Experimental studies have revealed that the introduction of a small amount (0.5% by volume) of permanent and chemically inert gas bubbles leads to the intensification of droplets disintegration in a liquid–liquid system (emulsification) in a pulsating flow type apparatus. The liquids used were water (continuous phase) and oil (dispersed phase) at room temperature, and nitrogen was used as a gas. The gas hold-up φin was varied in the range of 0% to 4%. The volume fraction of the dispersed phase (oil) was 1% with respect to the continuous phase. The size of the oil droplets was determined by microphotographs; at least 600 drops were photographed in each experiment. The optimal gas hold-up in terms of the highest interfacial area (for the studied conditions) was found to be 0.5%, at which value the droplets’ Sauter mean diameter d32 decreased 1.88 times, and the maximum droplet size decreased 1.3 times, compared with the case without gas input.
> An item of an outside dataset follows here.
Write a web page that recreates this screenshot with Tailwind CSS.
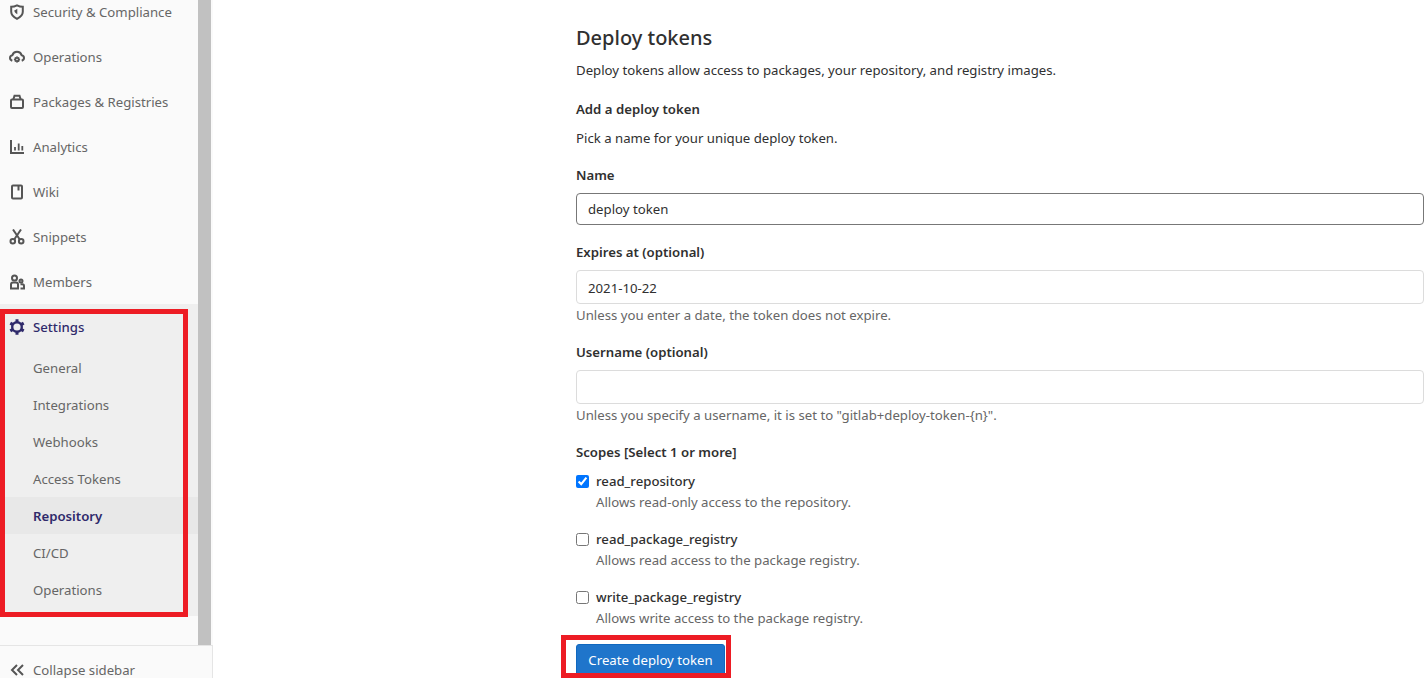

The effect of decreasing the average droplet size d32 upon the injection of an inert gas in the continuous phase disappears at φin ≈ 2%. The pressure loss at φin ≤ 2% within the measurement error remained constant, while at 4%, it increases by only 5.4%. The role of an inert gas is explained by several factors: (i) a redistribution of momentum over the volume of liquid; (ii) the occurrence of microflows near bubbles and drops, which leads to an increase in shear stresses on the surface of the drops; and (iii) gas bubbles act as pseudocavitation bubbles, whereby when they collapse, they break up adjacent droplets.